Summary
Highlights
The speaker introduces the topic of framing a daily bias, emphasizing that the concepts shared are based on their personal approach rather than original claims. Key topics include alignment, key levels, candle types (C2, C3, C4), confirmations, and practical examples.
Alignment involves using higher time frames to set bias. The speaker primarily uses daily to 4-hour swing formations and confirmations, but also mentions monthly to weekly, weekly to daily, and daily to 4-hour as fractal approaches.
Key levels for daily bias include old highs and lows (swing formations) and fair value gaps. These are also fractal, meaning they can be applied across different time frames like monthly, weekly, and 4-hour. The speaker mainly uses weekly and 4-hour key levels.
The video discusses reversal and continuation candles. A reversal candle (C2) indicates price closing inside a previous day's range after hitting a higher time frame key level. Continuation trades (C3, C4) occur when price closes beyond previous levels, showing strong movement away from a key level.
Candle 2 (C2) is a reversal candle that forms after hitting a significant level (e.g., weekly swing low) and closing back inside the range. While C2 signifies a reversal, it's not expected to deliver a large price movement immediately. Targets are typically daily open or a lower time frame swing high. Confirmations are needed for a true reversal.
C3 and C4 candles follow a C2, signifying continuation. For bullish continuation, C3 and C4 should expand higher with small opposing wicks, indicating strong directional movement. If C3 doesn't hit a new relevant level, C4 is expected to continue to the next target. The same principles apply for bearish continuations.
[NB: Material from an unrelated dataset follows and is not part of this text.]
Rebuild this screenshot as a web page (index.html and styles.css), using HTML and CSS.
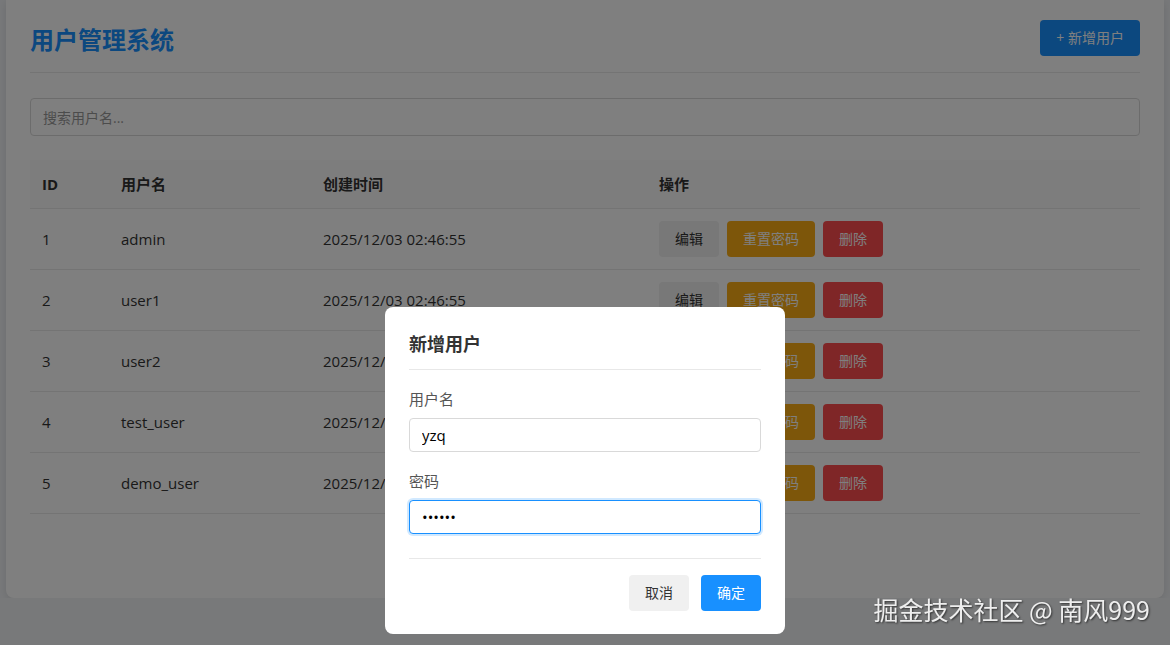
FILE: index.html
```html
<!DOCTYPE html>
<html>
<head>
	<meta charset="utf-8">
	<meta name="viewport" content="width=device-width, initial-scale=1">
	<title>用户管理系统</title>
	<link rel="stylesheet" href="styles.css">
</head>
<body>

<div class="container">
  <div class="header">
    <h1 class="title">用户管理系统</h1>
    <button class="btn btn-primary">+ 新增用户</button>
  </div>

  <input class="search" type="text" placeholder="搜索用户名...">

  <table class="user-table">
    <colgroup>
      <col class="col-id">
      <col class="col-name">
      <col class="col-time">
      <col>
    </colgroup>
    <thead>
      <tr>
        <th>ID</th>
        <th>用户名</th>
        <th>创建时间</th>
        <th>操作</th>
      </tr>
    </thead>
    <tbody>
      <tr>
        <td>1</td>
        <td>admin</td>
        <td>2025/12/03 02:46:55</td>
        <td><div class="actions"><button class="btn btn-edit">编辑</button><button class="btn btn-reset">重置密码</button><button class="btn btn-delete">删除</button></div></td>
      </tr>
      <tr>
        <td>2</td>
        <td>user1</td>
        <td>2025/12/03 02:46:55</td>
        <td><div class="actions"><button class="btn btn-edit">编辑</button><button class="btn btn-reset">重置密码</button><button class="btn btn-delete">删除</button></div></td>
      </tr>
      <tr>
        <td>3</td>
        <td>user2</td>
        <td>2025/12/03 02:46:55</td>
        <td><div class="actions"><button class="btn btn-edit">编辑</button><button class="btn btn-reset">重置密码</button><button class="btn btn-delete">删除</button></div></td>
      </tr>
      <tr>
        <td>4</td>
        <td>test_user</td>
        <td>2025/12/03 02:46:55</td>
        <td><div class="actions"><button class="btn btn-edit">编辑</button><button class="btn btn-reset">重置密码</button><button class="btn btn-delete">删除</button></div></td>
      </tr>
      <tr>
        <td>5</td>
        <td>demo_user</td>
        <td>2025/12/03 02:46:55</td>
        <td><div class="actions"><button class="btn btn-edit">编辑</button><button class="btn btn-reset">重置密码</button><button class="btn btn-delete">删除</button></div></td>
      </tr>
    </tbody>
  </table>
</div>

<!-- add user dialog -->
<div class="mask"></div>
<div class="modal">
  <div class="modal-title">新增用户</div>
  <div class="form-group">
    <label>用户名</label>
    <input class="form-input" type="text" value="yzq">
  </div>
  <div class="form-group">
    <label>密码</label>
    <input class="form-input focused" type="password" value="123456">
  </div>
  <div class="modal-footer">
    <button class="btn btn-cancel">取消</button>
    <button class="btn btn-primary">确定</button>
  </div>
</div>

<div class="watermark">掘金技术社区 @ 南风999</div>

</body>
</html>
```

FILE: styles.css
```css
body {
  margin: 0;
  background-color: #f0f2f5;
  font-family: "Open Sans", "Noto Sans CJK SC", sans-serif;
  color: #333;
}

.container {
  margin: 0 6px;
  padding: 20px 24px 84px;
  background-color: #fff;
  border-radius: 0 0 8px 8px;
  box-shadow: 0 2px 8px rgba(0, 0, 0, 0.1);
}

.header {
  display: flex;
  justify-content: space-between;
  align-items: center;
  padding-bottom: 16px;
  border-bottom: 1px solid #e8e8e8;
}

.title {
  margin: 0;
  padding-top: 3px;
  font-size: 24px;
  line-height: 33px;
  font-weight: bold;
  color: #1890ff;
}

.btn {
  border: none;
  border-radius: 4px;
  padding: 8px 16px;
  font-family: "Open Sans", "Noto Sans CJK SC", sans-serif;
  font-size: 14px;
  line-height: 20px;
  cursor: pointer;
}

.btn-primary {
  background-color: #1890ff;
  color: #fff;
}

.search {
  display: block;
  box-sizing: border-box;
  width: 100%;
  height: 38px;
  margin: 25px 0 24px;
  padding: 0 12px;
  border: 1px solid #d9d9d9;
  border-radius: 4px;
  font-family: "Open Sans", "Noto Sans CJK SC", sans-serif;
  font-size: 14px;
}

.search::placeholder {
  color: #999;
}

.user-table {
  width: 100%;
  border-collapse: collapse;
  table-layout: fixed;
  font-size: 15px;
}

.col-id { width: 79px; }
.col-name { width: 202px; }
.col-time { width: 336px; }

.user-table th {
  background-color: #fafafa;
  text-align: left;
  font-weight: bold;
  padding: 12px;
  line-height: 24px;
  border-bottom: 1px solid #e8e8e8;
}

.user-table td {
  padding: 12px;
  line-height: 36px;
  border-bottom: 1px solid #e8e8e8;
}

.actions {
  display: flex;
  gap: 8px;
}

.btn-edit {
  background-color: #f0f0f0;
  color: #333;
}

.btn-reset {
  background-color: #faad14;
  color: #fff;
}

.btn-delete {
  background-color: #ff4d4f;
  color: #fff;
}

/* dialog */
.mask {
  position: fixed;
  left: 0;
  top: 0;
  right: 0;
  bottom: 0;
  background-color: rgba(0, 0, 0, 0.5);
}

.modal {
  position: fixed;
  top: 307px;
  left: 385px;
  width: 400px;
  box-sizing: border-box;
  padding: 24px 24px 23px;
  background-color: #fff;
  border-radius: 8px;
}

.modal-title {
  font-size: 18px;
  line-height: 26px;
  font-weight: bold;
  padding-bottom: 12px;
  border-bottom: 1px solid #e8e8e8;
}

.form-group {
  margin-top: 18px;
}

.form-group label {
  display: block;
  font-size: 15px;
  line-height: 22px;
  color: #555;
  margin-bottom: 8px;
}

.form-input {
  display: block;
  box-sizing: border-box;
  width: 100%;
  height: 34px;
  padding: 0 12px;
  border: 1px solid #d9d9d9;
  border-radius: 4px;
  font-family: "Open Sans", "Noto Sans CJK SC", sans-serif;
  font-size: 15px;
  color: #000;
}

.form-input.focused {
  border-color: #1890ff;
  box-shadow: 0 0 0 2px rgba(24, 144, 255, 0.2);
  outline: none;
}

.modal-footer {
  display: flex;
  justify-content: flex-end;
  gap: 12px;
  margin-top: 24px;
  padding-top: 16px;
  border-top: 1px solid #e8e8e8;
}

.btn-cancel {
  background-color: #f0f0f0;
  color: #333;
}

.watermark {
  position: fixed;
  right: 20px;
  bottom: 18px;
  font-family: "Noto Sans CJK SC", sans-serif;
  font-size: 25px;
  color: #eee;
  text-shadow: 1px 1px 2px rgba(0, 0, 0, 0.6);
}
```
Confirmations are crucial for C2 and continuation candles. One confirmation is the one-stage Smart Money Technique (SMT), where one asset takes out a relevant high, another does the same, and a third fails to take out the high, but all expand away from the SMT formation. This can be applied to swing highs/lows or consecutive candle highs/lows.
The two-stage SMT is similar to the one-stage but identifies strength switches. Here, all assets might take out a high, but some show a flip in strength (e.g., higher high followed by a lower high), making them more favorable for a reversal. This also applies to consecutive candle SMTs and indicates which asset is more likely to reverse.
Another confirmation involves identifying strength or weakness through candle closures. If all assets take out a relevant high, but one closes bearish while others close bullish, it indicates a strength flip. This is fractal and can be used on different time frames to identify high/low of the day or week.
The speaker provides an example with RTY, aligning a monthly key level (fair value gap) to a weekly swing formation. A weekly C2 candle forms by hitting the level and closing inside the previous low. This fractalizes down to the daily, where daily candles close through previous highs, indicating continuation trades based on candlestick closures.
The second example uses NASDAQ, aligning a weekly relevant swing to a daily swing formation. A daily C2 candle forms by trading down, hitting the level, and closing back inside the range. Subsequent daily candles show continuation by closing through highs. An SMT confirmation is identified on the daily, where NASDAQ takes the low while YM does not, confirming a reversal.
The video concludes by summarizing the process of analyzing higher time frames, qualifying reversals with SMTs or PSPs, and looking for continuation trades on the daily time frame. The speaker also mentions an upcoming video.